Keywords: Apache Spark | RDD | Data Viewing
Abstract: This technical paper provides an in-depth analysis of various methods for viewing RDD contents in Apache Spark, focusing on the practical applications and performance implications of collect() and take() operations. Through detailed code examples and performance comparisons, it helps developers select appropriate content viewing strategies based on data scale, avoiding memory overflow issues and improving development efficiency.
Fundamental Challenges in RDD Content Viewing
During Apache Spark development, developers frequently need to inspect RDD (Resilient Distributed Dataset) contents for debugging and validation purposes. However, conventional printing methods like println often fail to produce expected results. As demonstrated by the user's issue:
linesWithSessionId.map(line => println(line))
// Output: res1: org.apache.spark.rdd.RDD[Unit] = MappedRDD[4] at map at :19
This occurs because map is a lazy transformation operation that doesn't execute immediately but returns a new RDD. To actually view RDD contents, action operations are required to collect data to the driver node.
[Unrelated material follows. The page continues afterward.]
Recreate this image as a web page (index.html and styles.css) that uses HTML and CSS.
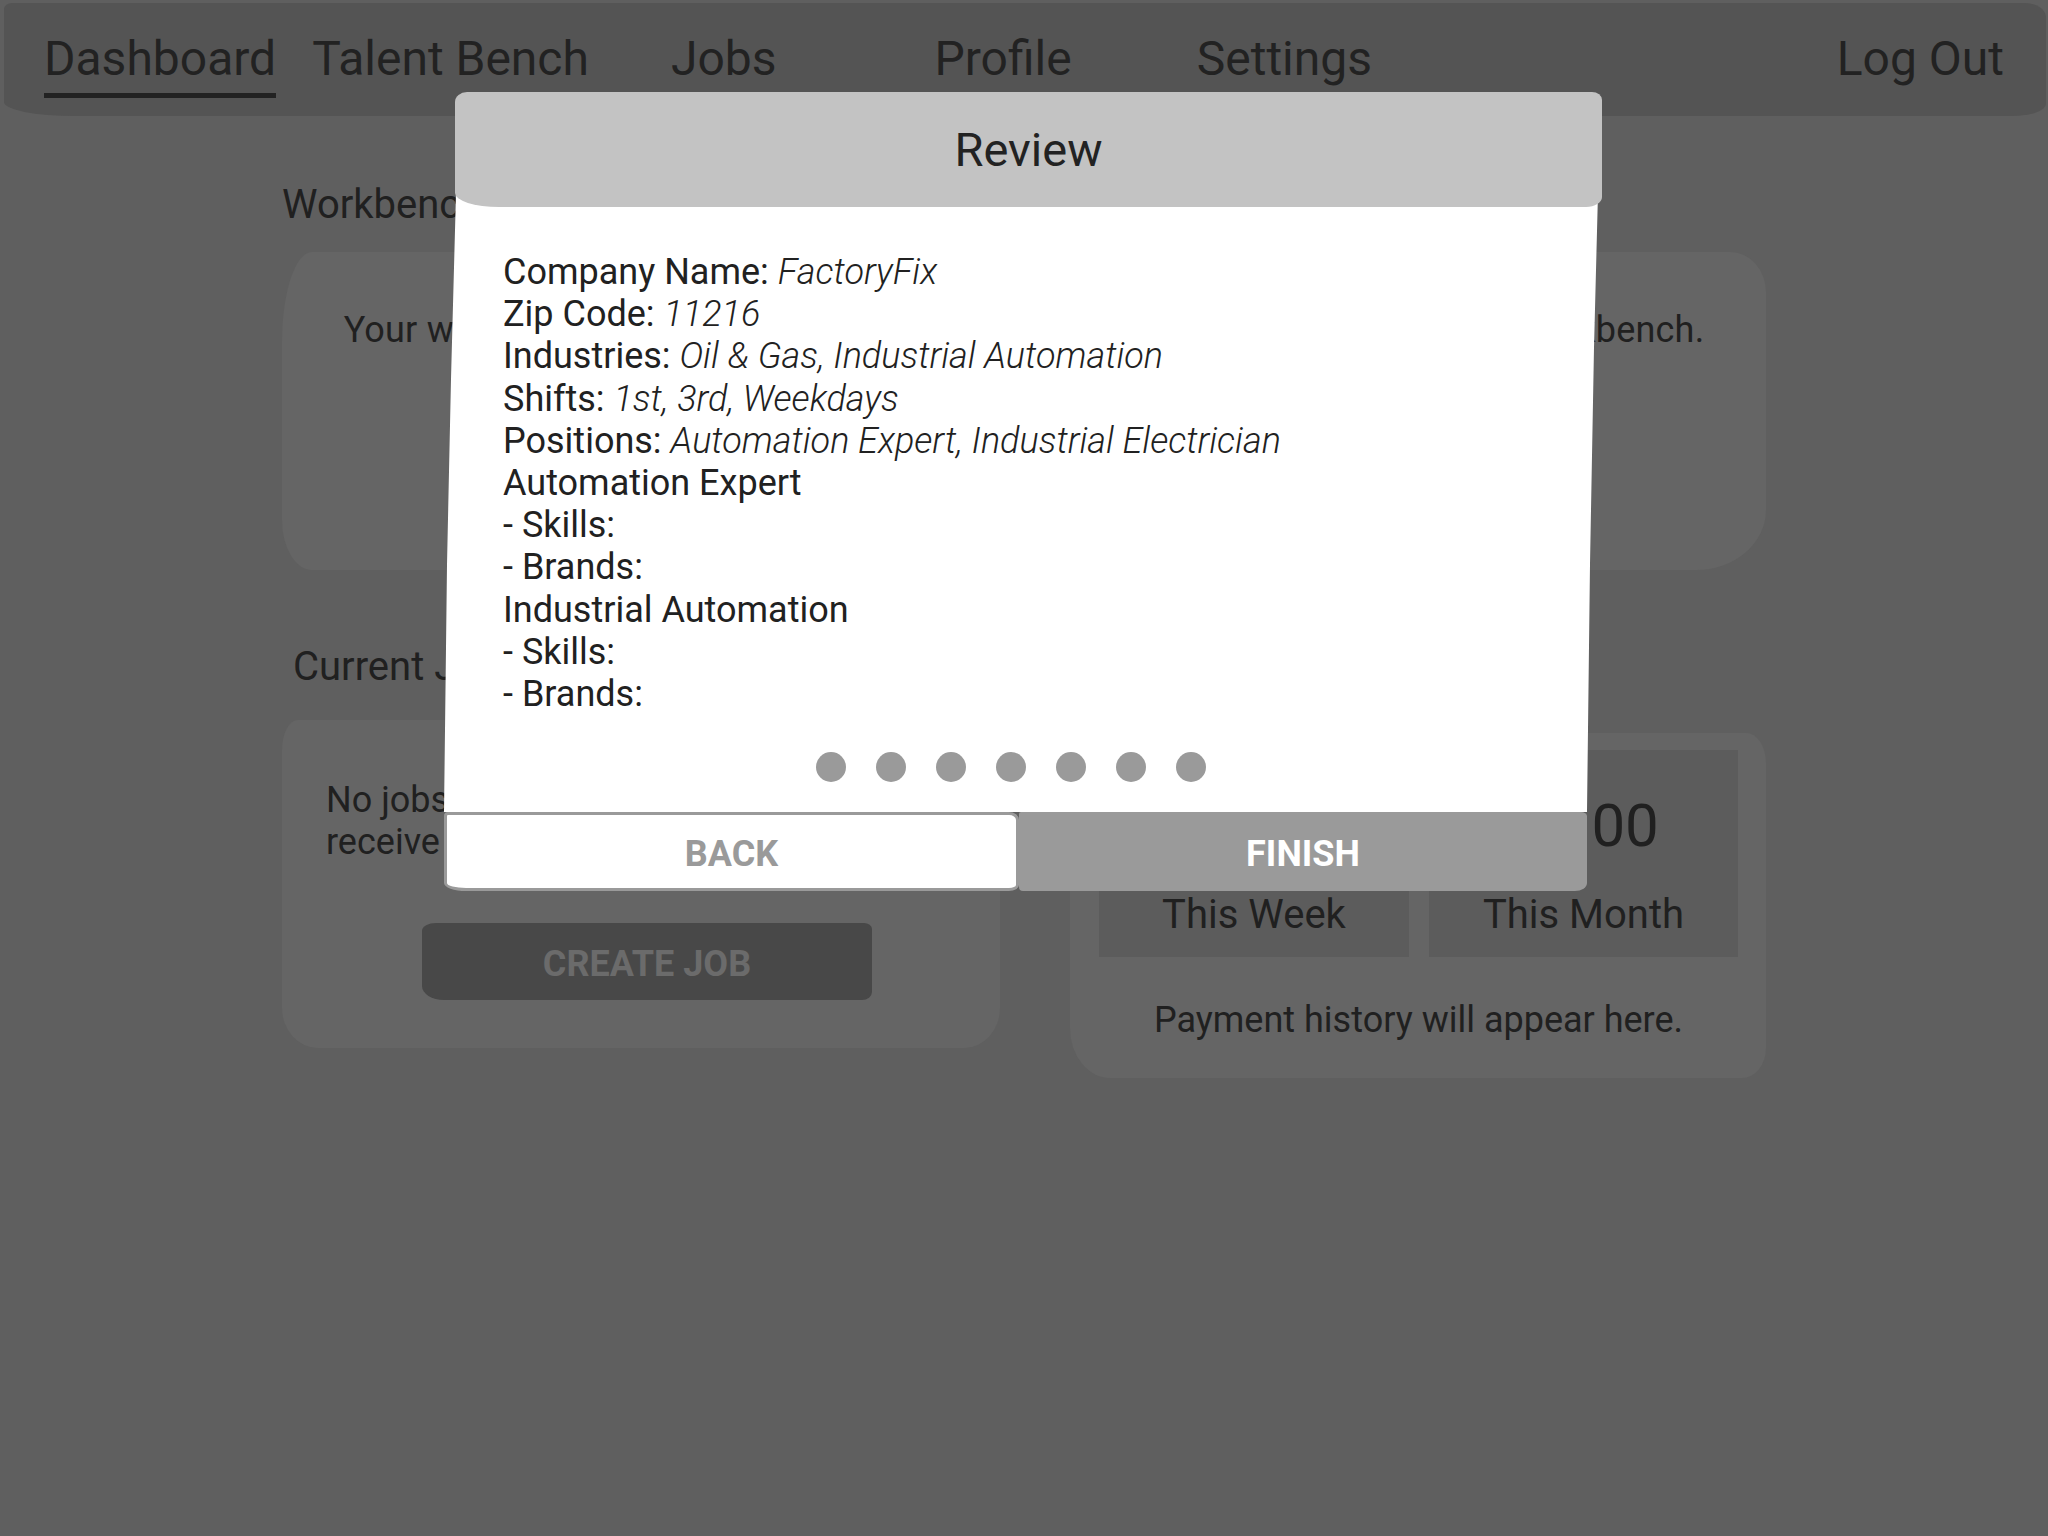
FILE: index.html
```html
<!DOCTYPE html>
<html lang="en">
<head>
<meta charset="utf-8">
<title>Dashboard - Review</title>
<link rel="stylesheet" href="styles.css">
</head>
<body>
<div class="app">
  <nav class="topnav">
    <a class="nav-item active">Dashboard</a>
    <a class="nav-item nav-talent">Talent Bench</a>
    <a class="nav-item nav-jobs">Jobs</a>
    <a class="nav-item nav-profile">Profile</a>
    <a class="nav-item nav-settings">Settings</a>
    <a class="nav-item nav-logout">Log Out</a>
  </nav>
  <main class="content">
    <section class="section">
      <h2 class="section-title">Workbench</h2>
      <div class="card card-workbench">
        <p class="card-text center wide">Your workbench is empty. Add talent from the Talent Bench to build your workbench.</p>
      </div>
    </section>
    <div class="row">
      <section class="col">
        <h2 class="section-title indent">Current Jobs</h2>
        <div class="card card-jobs">
          <p class="card-text">No jobs posted yet. Create a job to<br>receive applications from talent.</p>
          <button class="btn-create">CREATE JOB</button>
        </div>
      </section>
      <section class="col">
        <h2 class="section-title indent">Payments</h2>
        <div class="card card-pay">
          <div class="stats">
            <div class="stat">
              <div class="stat-num">$0.00</div>
              <div class="stat-label">This Week</div>
            </div>
            <div class="stat">
              <div class="stat-num">$0.00</div>
              <div class="stat-label">This Month</div>
            </div>
          </div>
          <p class="card-text center pay-note">Payment history will appear here.</p>
        </div>
      </section>
    </div>
  </main>
</div>

<div class="modal">
  <div class="modal-header">Review</div>
  <div class="modal-body">
    <div class="review-list">
      <div class="line">Company Name: <em>FactoryFix</em></div>
      <div class="line">Zip Code: <em>11216</em></div>
      <div class="line">Industries: <em>Oil &amp; Gas, Industrial Automation</em></div>
      <div class="line">Shifts: <em>1st, 3rd, Weekdays</em></div>
      <div class="line">Positions: <em>Automation Expert, Industrial Electrician</em></div>
      <div class="line">Automation Expert</div>
      <div class="line">- Skills:</div>
      <div class="line">- Brands:</div>
      <div class="line">Industrial Automation</div>
      <div class="line">- Skills:</div>
      <div class="line">- Brands:</div>
    </div>
    <div class="dots">
      <span class="dot"></span><span class="dot"></span><span class="dot"></span><span class="dot"></span><span class="dot"></span><span class="dot"></span><span class="dot"></span>
    </div>
  </div>
  <div class="modal-actions">
    <button class="btn-back">BACK</button>
    <button class="btn-finish">FINISH</button>
  </div>
</div>
</body>
</html>
```

FILE: styles.css
```css
* { box-sizing: border-box; }

html, body {
  margin: 0;
  padding: 0;
}

body {
  width: 2048px;
  height: 1536px;
  overflow: hidden;
  background: #5f5f5f;
  font-family: Roboto, "Noto Sans", "Liberation Sans", sans-serif;
  color: #202020;
  position: relative;
}

/* ---------- top navigation ---------- */
.topnav {
  display: flex;
  align-items: flex-start;
  height: 113px;
  margin: 3px 2px 0 4px;
  padding: 28px 42px 0 40px;
  background: #545454;
  border-radius: 8px 22px 34px 70px / 6px 14px 12px 14px;
}

.nav-item {
  display: block;
  font-size: 48px;
  line-height: 56px;
  color: #222222;
  text-decoration: none;
  padding-bottom: 6px;
  border-bottom: 5px solid transparent;
}

.nav-item.active { border-bottom-color: #222222; }
.nav-talent { margin-left: 36px; }
.nav-jobs { margin-left: 82px; }
.nav-profile { margin-left: 158px; }
.nav-settings { margin-left: 125px; }
.nav-logout { margin-left: auto; }

/* ---------- dashboard content ---------- */
.content {
  width: 1484px;
  margin: 65px auto 0;
}

.section-title {
  margin: 0;
  font-size: 40px;
  font-weight: 400;
  line-height: 47px;
  color: #202020;
}

.section-title.indent { padding-left: 11px; }

.card {
  background: #656565;
  margin-top: 24px;
}

.card-text {
  margin: 0;
  font-size: 36px;
  line-height: 42px;
  color: #202020;
}

.card-text.center { text-align: center; white-space: nowrap; }
.card-text.wide { letter-spacing: 0.2px; }

.card-workbench {
  height: 318px;
  padding: 57px 20px 0;
  border-radius: 30px 36px 70px 30px / 90px 40px 60px 50px;
}

.row {
  display: grid;
  grid-template-columns: 718px 696px;
  column-gap: 70px;
  margin-top: 73px;
  align-items: start;
}

.card-jobs {
  margin-top: 30px;
  height: 328px;
  padding: 59px 44px 0;
  border-radius: 16px 22px 36px 36px / 30px 26px 40px 40px;
  display: flex;
  flex-direction: column;
  align-items: flex-start;
}

.btn-create {
  margin: 60px 0 0 96px;
  width: 450px;
  height: 77px;
  border: 0;
  background: #484848;
  color: #6b6b6b;
  font-family: Roboto, "Noto Sans", "Liberation Sans", sans-serif;
  font-size: 36px;
  font-weight: 700;
  border-radius: 14px 8px 10px 22px / 8px 6px 8px 14px;
  padding: 4px 0 0;
}

.card-pay {
  margin-top: 43px;
  height: 345px;
  padding: 17px 28px 0 29px;
  border-radius: 30px 20px 24px 40px / 24px 30px 30px 50px;
}

.stats {
  display: grid;
  grid-template-columns: 310px 309px;
  column-gap: 20px;
}

.stat {
  height: 207px;
  background: #5c5c5c;
  padding-top: 41px;
  text-align: center;
}

.stat-num {
  font-size: 60px;
  line-height: 70px;
  color: #202020;
}

.stat-label {
  margin-top: 30px;
  font-size: 40px;
  line-height: 47px;
  color: #202020;
}

.pay-note { margin-top: 42px; }

/* ---------- modal ---------- */
.modal {
  position: absolute;
  left: 444px;
  top: 92px;
  width: 1160px;
  display: flex;
  flex-direction: column;
}

.modal-header {
  position: relative;
  z-index: 2;
  margin-left: 11px;
  width: 1147px;
  height: 115px;
  background: #c3c3c3;
  display: flex;
  align-items: center;
  justify-content: center;
  font-size: 47px;
  color: #222222;
  border-radius: 12px 10px 16px 44px / 10px 8px 10px 14px;
}

.modal-body {
  position: relative;
  z-index: 1;
  width: 1156px;
  height: 619px;
  margin-top: -14px;
  padding: 58px 59px 0;
  background: #ffffff;
  clip-path: polygon(12px 0, 1154px 0, 1150px 25%, 1146px 60%, 1143px 100%, 0 100%, 3px 60%, 7px 30%);
}

.review-list .line {
  font-size: 36px;
  line-height: 42.2px;
  color: #212121;
  white-space: nowrap;
}

.review-list em {
  font-style: italic;
  font-weight: 300;
}

.dots {
  display: flex;
  justify-content: center;
  gap: 30px;
  margin-top: 37px;
  padding-right: 23px;
}

.dot {
  width: 30px;
  height: 30px;
  border-radius: 50%;
  background: #9a9a9a;
}

.modal-actions {
  display: flex;
  height: 79px;
}

.btn-back,
.btn-finish {
  height: 79px;
  font-family: Roboto, "Noto Sans", "Liberation Sans", sans-serif;
  font-size: 36px;
  font-weight: 700;
  padding: 4px 0 0;
}

.btn-back {
  width: 575px;
  background: #ffffff;
  color: #9a9a9a;
  border: 3px solid #9a9a9a;
  border-radius: 4px 10px 10px 22px / 4px 8px 6px 8px;
}

.btn-finish {
  width: 568px;
  background: #9a9a9a;
  color: #ffffff;
  border: 0;
  border-radius: 2px 6px 12px 4px / 2px 4px 8px 4px;
}
```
Using collect() Method for Complete Content Viewing
The collect() method provides the most straightforward approach to view RDD contents, gathering all partition data to the driver node:
val result = myRDD.collect()
result.foreach(println)
This method is suitable for small datasets, enabling complete display of all RDD elements. For example, with a department information RDD:
val dept = List(("Finance",10),("Marketing",20),("Sales",30),("IT",40))
val rdd = spark.sparkContext.parallelize(dept)
val dataColl = rdd.collect()
dataColl.foreach(println)
// Output:
// (Finance,10)
// (Marketing,20)
// (Sales,30)
// (IT,40)
Memory Risks and Limitations of collect()
While the collect() method is simple and direct, it poses significant memory risks when processing large-scale data. When an RDD contains billions of records, collecting all data to a single driver node can cause memory overflow. Therefore, this method should be used cautiously in production environments and is recommended only for development and debugging of small datasets.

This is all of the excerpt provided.